§ Exercise directions
Transcribe the records below from the first line to the line that includes "number; a?: string;", inclusive, and omit the pictures.

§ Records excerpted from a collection
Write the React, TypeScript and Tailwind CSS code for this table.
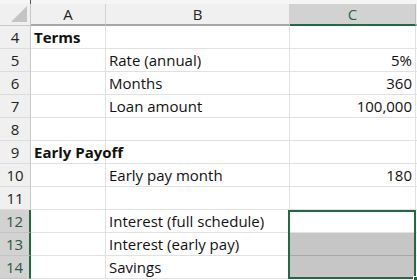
import React from 'react'

type Row = { n: number; a?: string; b?: string; c?: string; sel?: boolean; fill?: boolean }

const rows: Row[] = [
  { n: 4, a: 'Terms' },
  { n: 5, b: 'Rate (annual)', c: '5%' },
  { n: 6, b: 'Months', c: '360' },
  { n: 7, b: 'Loan amount', c: '100,000' },
  { n: 8 },
  { n: 9, a: 'Early Payoff' },
  { n: 10, b: 'Early pay month', c: '180' },
  { n: 11 },
  { n: 12, b: 'Interest (full schedule)', sel: true },
  { n: 13, b: 'Interest (early pay)', sel: true, fill: true },
  { n: 14, b: 'Savings', sel: true, fill: true },
]

export default function App() {
  return (
    <div
      className="relative w-[417px] h-[280px] overflow-hidden bg-white text-[15px] text-[#111]"
      style={{ fontFamily: "'Open Sans', 'Noto Sans', sans-serif" }}
    >
      {/* top strip */}
      <div className="flex h-[4px] bg-[#f5f5f5]">
        <div className="w-[31px] border-r border-[#555]" />
      </div>

      {/* column headers */}
      <div className="flex h-[22px] bg-[#f0f0f0] text-[#222]">
        <div className="relative w-[31px] border-r border-b border-[#c8c8c8]">
          <div className="absolute right-[3px] bottom-[3px] w-0 h-0 border-l-[16px] border-l-transparent border-b-[16px] border-b-[#c4c4c4]" />
        </div>
        <div className="w-[75px] border-r border-b-2 border-[#d2d2d2] border-b-[#a6a6a6] flex items-center justify-center">A</div>
        <div className="w-[184px] border-r border-b-2 border-[#d2d2d2] border-b-[#a6a6a6] flex items-center justify-center">B</div>
        <div className="w-[126px] bg-[#d2d2d2] border-r border-[#bdbdbd] border-b-2 border-b-[#1e6b41] flex items-center justify-center text-[#1e6b41]">C</div>
        <div className="flex-1 border-b-2 border-b-[#a6a6a6]" />
      </div>

      {rows.map((r) => (
        <div key={r.n} className="flex h-[23px]">
          <div
            className={
              r.sel
                ? 'w-[31px] bg-[#d2d2d2] border-b border-[#c4c4c4] border-r-2 border-r-[#1e6b41] flex items-center justify-center text-[#2a5a3c]'
                : 'w-[31px] bg-[#f0f0f0] border-b border-[#dcdcdc] border-r border-r-[#c8c8c8] flex items-center justify-center text-[#222]'
            }
          >
            {r.n}
          </div>
          <div className="w-[75px] border-r border-b border-[#e1e1e1] flex items-center pl-[3px] font-bold whitespace-nowrap">
            {r.a}
          </div>
          <div className="w-[184px] border-r border-b border-[#e1e1e1] flex items-center pl-[3px] whitespace-nowrap">
            {r.b}
          </div>
          <div
            className={
              r.fill
                ? 'w-[126px] bg-[#c6c6c6] border-b border-[#a8a8a8] flex items-center justify-end pr-[3px]'
                : 'w-[126px] border-r border-b border-[#e1e1e1] flex items-center justify-end pr-[3px]'
            }
          >
            {r.c}
          </div>
          <div className="flex-1 border-b border-[#e1e1e1]" />
        </div>
      ))}

      {/* selection outline */}
      <div className="absolute left-[288px] top-[210px] w-[128px] h-[69px] border-2 border-[#1e6b41]" />
      <div className="absolute left-[413px] top-[276px] w-[5px] h-[5px] bg-[#1e6b41] border border-white" />
    </div>
  )
}
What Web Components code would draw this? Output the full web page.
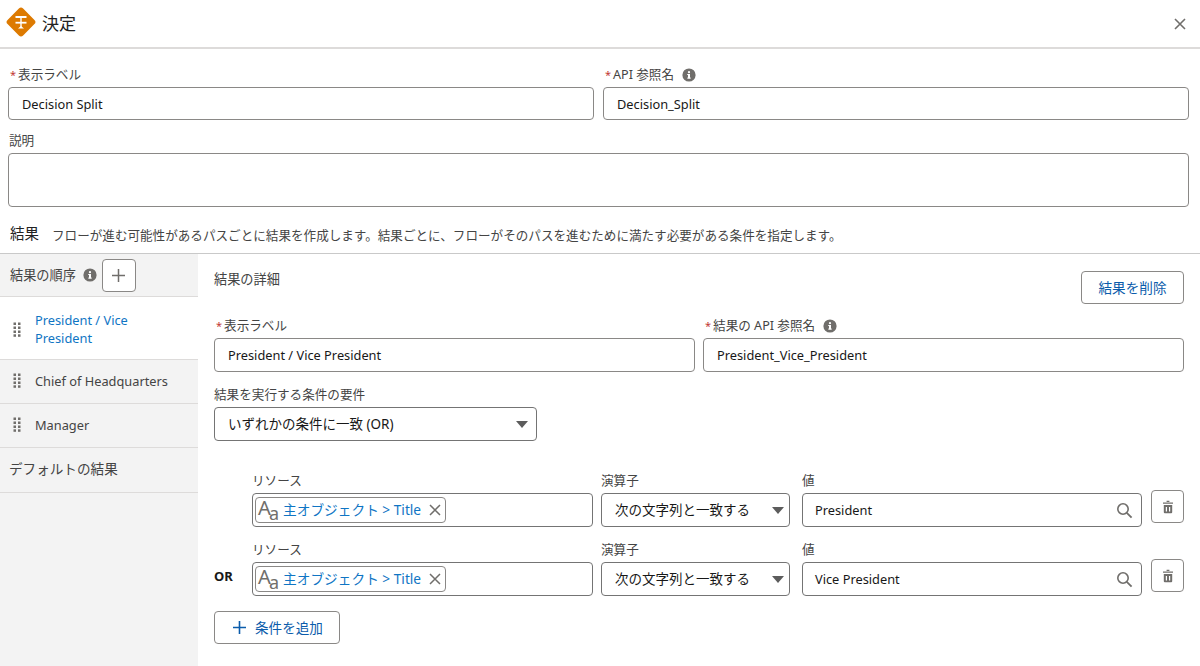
<!DOCTYPE html>
<html lang="ja"><head><meta charset="utf-8"><title>決定</title>
<style>
html,body{margin:0;padding:0;background:#fff;height:666px;overflow:hidden}
body{font:13px/18px "Noto Sans","Noto Sans CJK JP",sans-serif;color:#181818}
</style></head><body>
<x-app></x-app>
<script>
const FONT='"Noto Sans","Noto Sans CJK JP",sans-serif';
const INFO=`<svg width="14" height="14" viewBox="0 0 14 14"><circle cx="7" cy="7" r="6.6" fill="#706e6b"/><rect x="6" y="6" width="2" height="4.4" fill="#fff"/><rect x="5.2" y="6" width="2.2" height="1" fill="#fff"/><rect x="5.2" y="9.6" width="3.6" height="1" fill="#fff"/><circle cx="7" cy="4.2" r="1.1" fill="#fff"/></svg>`;
function def(name,css,html){
  customElements.define(name,class extends HTMLElement{
    connectedCallback(){
      if(this.shadowRoot)return;
      const r=this.attachShadow({mode:'open'});
      r.innerHTML=`<style>${css}</style>`+(typeof html==='function'?html(this):html);
    }
  });
}
const a=(e,n,d='')=>e.getAttribute(n)??d;

def('x-info',':host{display:inline-flex;vertical-align:middle}',INFO);

def('x-header',`:host{display:flex;align-items:center;height:47px;border-bottom:2px solid #dddbda;padding:0 13px 0 5px}
 h1{font:400 17px/20px ${FONT};margin:0 0 0 5px;flex:1;color:#222}svg{display:block}`,
 `<svg style="margin-bottom:3px" width="32" height="32" viewBox="0 0 32 32"><rect x="5" y="5" width="22" height="22" rx="3" transform="rotate(45 16 16)" fill="#dd7a01"/>
 <rect x="10.500" y="10" width="11" height="2" fill="#fff"/><rect x="10.500" y="15.800" width="11" height="1.800" fill="#fff"/><rect x="15.300" y="12" width="1.400" height="9" fill="#fff"/><path d="M13 22.500h6l-3-2.400z" fill="#fff"/></svg>
 <h1>決定</h1>
 <svg width="14" height="14" viewBox="0 0 14 14"><path d="M2 2l10 10M12 2L2 12" stroke="#706e6b" stroke-width="1.600" fill="none"/></svg>`);

def('x-field',`:host{display:block;min-width:0}
 label{display:flex;align-items:center;font:400 12.600px/16px ${FONT};color:#444;height:16px;margin-bottom:4px;padding-left:1px;white-space:nowrap}
 :host([req]) label{padding-left:2px}
 i{color:#c23934;font-style:normal;font-size:11px;margin-right:2px}
 x-info{margin-left:8px}
 .box{height:var(--h,34px);box-sizing:border-box;border:1px solid #8a8886;border-radius:4px;padding:0 13px;display:flex;align-items:center;font:400 12.800px/18px ${FONT};color:#181818;background:#fff}
 :host([area]) .box{height:54px}`,
 e=>`<label>${e.hasAttribute('req')?'<i>*</i>':''}${a(e,'label')}${e.hasAttribute('info')?'<x-info></x-info>':''}</label><div class="box">${a(e,'value')}</div>`);

def('x-select',`:host{display:block}
 label{display:block;font:400 12.600px/16px ${FONT};color:#444;height:16px;margin-bottom:4px}
 .box{height:34px;box-sizing:border-box;border:1px solid #747474;border-radius:4px;padding:0 8px 0 13px;display:flex;align-items:center;justify-content:space-between;font:400 13.500px/18px ${FONT};color:#181818;background:#fff}`,
 e=>`<label>${a(e,'label')}</label><div class="box"><span>${a(e,'value')}</span><svg width="12" height="7" viewBox="0 0 12 7"><path d="M0 0h12L6 7z" fill="#5c5c5c"/></svg></div>`);

def('x-pill',`:host{display:inline-flex;align-items:center;height:26px;box-sizing:border-box;border:1px solid #8a8886;border-radius:4px;padding:0 4px 0 2px;background:#fff}
 .ic{position:relative;width:24px;height:24px;font-family:${FONT};color:#706e6b;flex:none}
 .ic b{position:absolute;font-weight:400;left:0;top:-2px;font-size:20px;line-height:24px}
 .ic u{position:absolute;text-decoration:none;left:11px;top:4px;font-size:18px;line-height:22px}
 span{font:400 13.700px/18px ${FONT};color:#0f75c4;margin-left:1px;white-space:nowrap}
 svg{margin-left:8px;display:block}`,
 e=>`<div class="ic"><b>A</b><u>a</u></div><span>${a(e,'value')}</span><svg width="12" height="12" viewBox="0 0 12 12"><path d="M1 1l10 10M11 1L1 11" stroke="#706e6b" stroke-width="1.500" fill="none"/></svg>`);

def('x-condition',`:host{display:grid;grid-template-columns:38px 341px 209px 340px 42px;align-items:start}
 .or{font:700 13px/16px ${FONT};color:#181818;align-self:center;padding-top:13px}
 .lab{display:block;font:400 12.600px/16px ${FONT};color:#444;height:16px;margin-bottom:4px}
 .box{height:34px;box-sizing:border-box;border:1px solid #747474;border-radius:4px;display:flex;align-items:center;background:#fff;font:400 12.800px/18px ${FONT};color:#181818}
 .res .box{padding-left:2px}
 .op{margin-left:8px;margin-right:12px}.op .box{padding:0 5px 0 13px;justify-content:space-between;font-size:13.500px}
 .op svg{flex:none}
 .val .box{padding:0 8px 0 12px;justify-content:space-between}
 .tr{margin-left:9px;margin-top:17px;width:33px;height:33px;box-sizing:border-box;border:1px solid #8a8886;border-radius:4px;display:flex;align-items:center;justify-content:center}`,
 e=>`<div class="or">${a(e,'or')}</div>
 <div class="res"><span class="lab">リソース</span><div class="box"><x-pill value="主オブジェクト &gt; Title"></x-pill></div></div>
 <div class="op"><span class="lab">演算子</span><div class="box"><span>次の文字列と一致する</span><svg width="12" height="7" viewBox="0 0 12 7"><path d="M0 0h12L6 7z" fill="#5c5c5c"/></svg></div></div>
 <div class="val"><span class="lab">値</span><div class="box"><span>${a(e,'value')}</span><svg width="17" height="17" viewBox="0 0 17 17"><circle cx="7" cy="7" r="5.200" stroke="#706e6b" stroke-width="1.600" fill="none"/><path d="M10.800 10.800l4.800 4.800" stroke="#706e6b" stroke-width="1.800"/></svg></div></div>
 <div class="tr"><svg width="14" height="14" viewBox="0 0 14 14"><path d="M5.600 1.400h2.800M2 3.200h10" stroke="#706e6b" stroke-width="1.300" fill="none"/><path d="M2.800 5h8.400v7.200a1 1 0 0 1-1 1H3.800a1 1 0 0 1-1-1z" fill="#706e6b"/><path d="M5.400 7v4.400M8.600 7v4.400" stroke="#fff" stroke-width="1.200"/></svg></div>`);

def('x-btn',`:host{display:inline-flex;align-items:center;justify-content:center;height:33px;box-sizing:border-box;border:1px solid #8a8886;border-radius:4px;background:#fff;font:400 13.600px/18px ${FONT};color:#0b5cab;white-space:nowrap}
 :host([plus]){justify-content:flex-start;padding-left:18px}
 svg{margin-right:9px}`,
 e=>`${e.hasAttribute('plus')?'<svg width="13" height="13" viewBox="0 0 13 13"><path d="M6.500 0v13M0 6.500h13" stroke="#0b5cab" stroke-width="1.600"/></svg>':''}<slot></slot>`);

def('x-side-item',`:host{display:flex;align-items:center;box-sizing:border-box;border-bottom:1px solid #dddbda;background:#f3f3f3;padding:0 0 2px 13px;height:44px;font:400 12.800px/18px ${FONT};color:#444}
 :host([active]){background:#fff;color:#0f75c4;height:63px;padding:2px 0 0 13px}
 :host([plain]){padding-left:9px;font-size:13.600px;height:45px;color:#444}
 svg{flex:none;margin-right:13px}`,
 e=>`${e.hasAttribute('plain')?'':'<svg width="9" height="15" viewBox="0 0 9 15" fill="#706e6b"><rect x="0.500" y="0.500" width="2.500" height="2.500"/><rect x="5" y="0.500" width="2.500" height="2.500"/><rect x="0.500" y="4.500" width="2.500" height="2.500"/><rect x="5" y="4.500" width="2.500" height="2.500"/><rect x="0.500" y="8.500" width="2.500" height="2.500"/><rect x="5" y="8.500" width="2.500" height="2.500"/><rect x="0.500" y="12.300" width="2.500" height="2.500"/><rect x="5" y="12.300" width="2.500" height="2.500"/></svg>'}<span><slot></slot></span>`);

def('x-sidebar',`:host{display:block;width:198px;background:#f3f3f3;flex:none}
 .head{display:flex;align-items:center;height:43px;box-sizing:border-box;border-bottom:1px solid #dddbda;padding-left:10px;font:400 13.200px/16px ${FONT};color:#444}
 x-info{margin-left:7px}
 .add{margin-left:5px;width:34px;height:33px;box-sizing:border-box;border:1px solid #8a8886;border-radius:4px;background:#fff;display:flex;align-items:center;justify-content:center}`,
 `<div class="head">結果の順序<x-info></x-info><div class="add"><svg width="13" height="13" viewBox="0 0 13 13"><path d="M6.500 0v13M0 6.500h13" stroke="#706e6b" stroke-width="1.500"/></svg></div></div><slot></slot>`);

def('x-outcome',`:host{display:block;flex:1;min-width:0;padding:17px 16px 0}
 .top{display:flex;justify-content:space-between;align-items:flex-start;height:47px}
 .top span{font:400 13.200px/16px ${FONT};color:#444}
 .two{display:grid;grid-template-columns:481px 481px;column-gap:8px}
 .sel{width:323px;margin-top:15px;margin-bottom:32px}
 x-condition+x-condition{margin-top:15px}
 .add{width:126px;margin-top:15px}`,
 `<div class="top"><span>結果の詳細</span><x-btn style="width:103px">結果を削除</x-btn></div>
 <div class="two"><x-field req label="表示ラベル" value="President / Vice President"></x-field><x-field req info label="結果の API 参照名" value="President_Vice_President"></x-field></div>
 <x-select class="sel" label="結果を実行する条件の要件" value="いずれかの条件に一致 (OR)"></x-select>
 <x-condition value="President"></x-condition>
 <x-condition or="OR" value="Vice President"></x-condition>
 <x-btn class="add" plus>条件を追加</x-btn>`);

def('x-app',`:host{display:block;height:666px;overflow:hidden}
 .form{padding:18px 11px 0 8px;--h:33px}
 .two{display:grid;grid-template-columns:586px 586px;column-gap:9px}
 .desc{margin-top:13px;--h:54px}
 .sec{display:flex;align-items:flex-start;height:46px;box-sizing:border-box;padding:16px 0 0 10px}
 .sec b{font:400 14.500px/20px ${FONT};color:#222}
 .sec span{font:400 12.580px/16px ${FONT};color:#444;margin:5px 0 0 13px;white-space:nowrap}
 .pan{display:flex;height:412px;border-top:1px solid #c9c9c9}`,
 `<x-header></x-header>
 <div class="form">
  <div class="two"><x-field req label="表示ラベル" value="Decision Split"></x-field><x-field req info label="API 参照名" value="Decision_Split"></x-field></div>
  <x-field class="desc" area label="説明"></x-field>
 </div>
 <div class="sec"><b>結果</b><span>フローが進む可能性があるパスごとに結果を作成します。結果ごとに、フローがそのパスを進むために満たす必要がある条件を指定します。</span></div>
 <div class="pan">
  <x-sidebar>
   <x-side-item active>President / Vice<br>President</x-side-item>
   <x-side-item>Chief of Headquarters</x-side-item>
   <x-side-item>Manager</x-side-item>
   <x-side-item plain>デフォルトの結果</x-side-item>
  </x-sidebar>
  <x-outcome></x-outcome>
 </div>`);
</script>
</body></html>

§ Correct result
Write the React, TypeScript and Tailwind CSS code for this table.
import React from 'react'

type Row = { n: number; a?: string; b?: string; c?: string; sel?: boolean; fill?: boolean }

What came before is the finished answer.